No quisiera terminar mi reseña sin hacer mención del tan traído y llevado asunto sobre el verdadero significado de esa “fuerza del sino” a la que se refiere el subtítulo. No hay acuerdo entre los críticos sobre si el destino implacable que azota a don Álvaro tiene que ver con el acaso inexorable de la tragedia griega, escrito y sellado y ante el cual el hombre y aun los dioses sólo pueden resignarse; o si más bien se trata de un destino en consonancia con los valores cristianos del libre albedrío, con lo cual la responsabilidad sería de los personajes.
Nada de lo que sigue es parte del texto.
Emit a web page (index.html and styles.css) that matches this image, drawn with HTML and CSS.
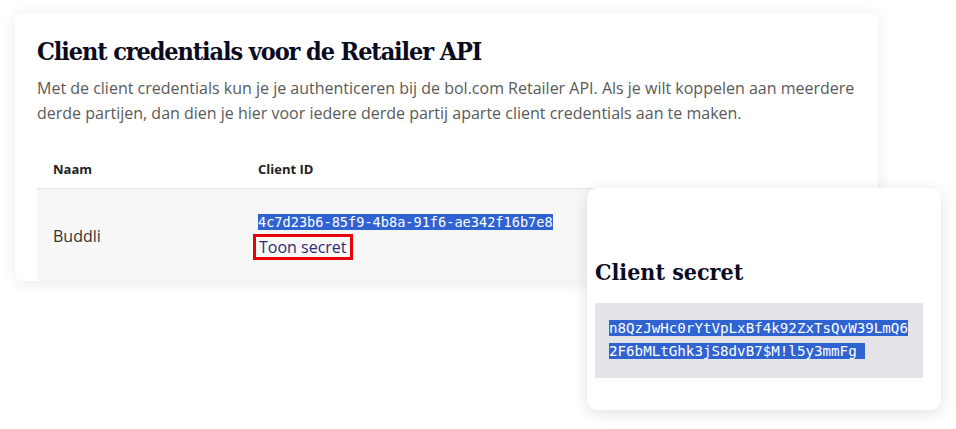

No obstante, la gravísima fatalidad que arrastra a todos los personajes hacia la desgracia más extrema se desencadena por una casualidad tan ridícula como una pistola que se dispara sola al caer al suelo, matando al marqués de Calatrava: ni Don Álvaro, ni los demás personajes, “tienen la culpa” de la negrísima cadena de azares y desventuras que los conduce al dolor, a la locura y a la muerte. Este destino cruel e inexorable, en el que no cabe la piedad y la redención, suena como un lamento por la injusticia cósmica y por la ausencia de Dios, lamento que un siglo después con el existencialismo llegará a helar la sangre.
Por otra parte, sería preciso romper una lanza a favor de la tesis del sino como destino cristiano compatible con el libre albedrío: lo demuestra el salto al vacío de Don Álvaro, que en su libertad individual decide dar fin a sus infortunios con el suicidio. Este elemento temático, plenamente romántico, está lleno de nihilismo y de rebeldía y reserva para el héroe del drama la última palabra sobre el desenlace de la historia.